-- Problem description --
Give a verbatim copy of the lines below, minus the pictures.

-- Source data --
——————
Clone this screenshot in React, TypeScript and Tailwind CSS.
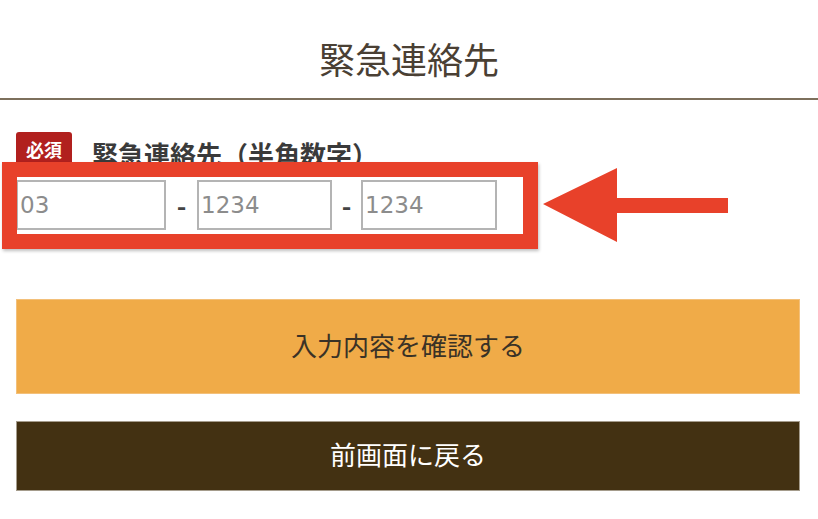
const jp = { fontFamily: '"Noto Sans CJK JP", "Noto Sans", sans-serif' };

function TelInput({ width, placeholder }: { width: string; placeholder: string }) {
  return (
    <input
      type="text"
      placeholder={placeholder}
      className={`${width} h-[50px] border-2 border-[#b4b4b4] bg-white px-[2px] text-[23px] text-[#333] placeholder:text-[#8c8c8c] outline-none`}
      style={{ fontFamily: '"DejaVu Sans", Verdana, sans-serif' }}
    />
  );
}

export default function App() {
  return (
    <div className="relative w-[818px] h-[519px] bg-white overflow-hidden" style={jp}>
      <header className="h-[100px] pt-[18px] flex items-center justify-center border-b-2 border-[#7d705c]">
        <h1 className="text-[36px] leading-none text-[#4a4034]">緊急連絡先</h1>
      </header>

      <div className="px-4">
        <div className="mt-[32px] flex items-start gap-[20px] h-[32px]">
          <span className="w-[56px] h-[34px] shrink-0 rounded-[3px] bg-[#b1201e] flex items-center justify-center text-[18px] font-bold text-white leading-none">
            必須
          </span>
          <span className="mt-[9px] text-[26px] font-bold text-[#3a3a3a] leading-none whitespace-nowrap">
            緊急連絡先（半角数字）
          </span>
        </div>

        <div className="mt-[16px] flex items-center">
          <TelInput width="w-[150px]" placeholder="03" />
          <span className="w-[31px] text-center text-[26px] font-bold text-[#444] leading-none">-</span>
          <TelInput width="w-[135px]" placeholder="1234" />
          <span className="w-[29px] text-center text-[26px] font-bold text-[#444] leading-none">-</span>
          <TelInput width="w-[136px]" placeholder="1234" />
        </div>

        <button className="mt-[69px] w-[784px] h-[95px] pb-[5px] bg-[#f0ab48] border border-[#f3c07a] flex items-center justify-center text-[26px] text-[#3a3226]">
          入力内容を確認する
        </button>
        <button className="mt-[27px] w-[784px] h-[70px] pb-[5px] bg-[#433112] border border-[#a59c8c] flex items-center justify-center text-[26px] text-white">
          前画面に戻る
        </button>
      </div>

      {/* annotation overlay */}
      <div className="absolute left-[2px] top-[162px] w-[536px] h-[87px] border-[15px] border-[#e8412a] shadow-[1px_2px_3px_rgba(0,0,0,0.25)]" />
      <svg className="absolute left-[540px] top-[164px]" width="194" height="82" viewBox="0 0 194 82">
        <path d="M3 40 L77 4 L77 34 L188 34 L188 49 L77 49 L77 78 Z" fill="#e8412a" />
      </svg>
    </div>
  );
}
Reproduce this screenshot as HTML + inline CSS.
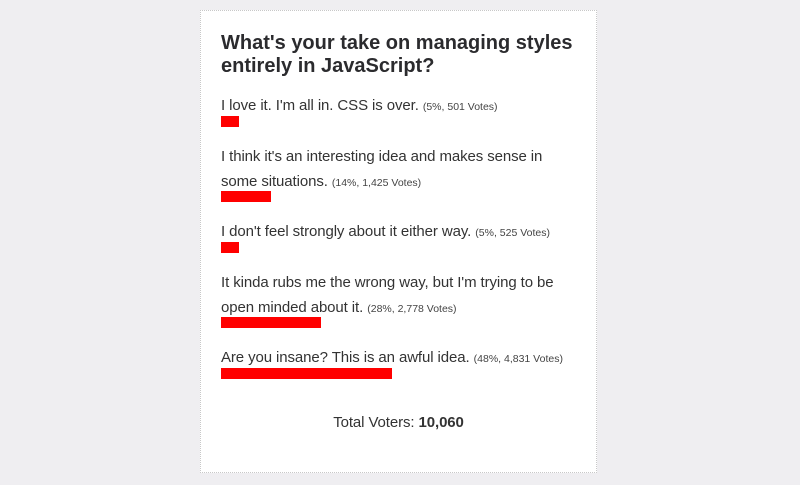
——————
-- Answer for the task --
Clone this screenshot in React, TypeScript and Tailwind CSS.
const jp = { fontFamily: '"Noto Sans CJK JP", "Noto Sans", sans-serif' };

function TelInput({ width, placeholder }: { width: string; placeholder: string }) {
  return (
    <input
      type="text"
      placeholder={placeholder}
      className={`${width} h-[50px] border-2 border-[#b4b4b4] bg-white px-[2px] text-[23px] text-[#333] placeholder:text-[#8c8c8c] outline-none`}
      style={{ fontFamily: '"DejaVu Sans", Verdana, sans-serif' }}
    />
  );
}

export default function App() {
  return (
    <div className="relative w-[818px] h-[519px] bg-white overflow-hidden" style={jp}>
      <header className="h-[100px] pt-[18px] flex items-center justify-center border-b-2 border-[#7d705c]">
        <h1 className="text-[36px] leading-none text-[#4a4034]">緊急連絡先</h1>
      </header>

      <div className="px-4">
        <div className="mt-[32px] flex items-start gap-[20px] h-[32px]">
          <span className="w-[56px] h-[34px] shrink-0 rounded-[3px] bg-[#b1201e] flex items-center justify-center text-[18px] font-bold text-white leading-none">
            必須
          </span>
          <span className="mt-[9px] text-[26px] font-bold text-[#3a3a3a] leading-none whitespace-nowrap">
            緊急連絡先（半角数字）
          </span>
        </div>

        <div className="mt-[16px] flex items-center">
          <TelInput width="w-[150px]" placeholder="03" />
          <span className="w-[31px] text-center text-[26px] font-bold text-[#444] leading-none">-</span>
          <TelInput width="w-[135px]" placeholder="1234" />
          <span className="w-[29px] text-center text-[26px] font-bold text-[#444] leading-none">-</span>
          <TelInput width="w-[136px]" placeholder="1234" />
        </div>

        <button className="mt-[69px] w-[784px] h-[95px] pb-[5px] bg-[#f0ab48] border border-[#f3c07a] flex items-center justify-center text-[26px] text-[#3a3226]">
          入力内容を確認する
        </button>
        <button className="mt-[27px] w-[784px] h-[70px] pb-[5px] bg-[#433112] border border-[#a59c8c] flex items-center justify-center text-[26px] text-white">
          前画面に戻る
        </button>
      </div>

      {/* annotation overlay */}
      <div className="absolute left-[2px] top-[162px] w-[536px] h-[87px] border-[15px] border-[#e8412a] shadow-[1px_2px_3px_rgba(0,0,0,0.25)]" />
      <svg className="absolute left-[540px] top-[164px]" width="194" height="82" viewBox="0 0 194 82">
        <path d="M3 40 L77 4 L77 34 L188 34 L188 49 L77 49 L77 78 Z" fill="#e8412a" />
      </svg>
    </div>
  );
}
Reproduce this screenshot as HTML + inline CSS.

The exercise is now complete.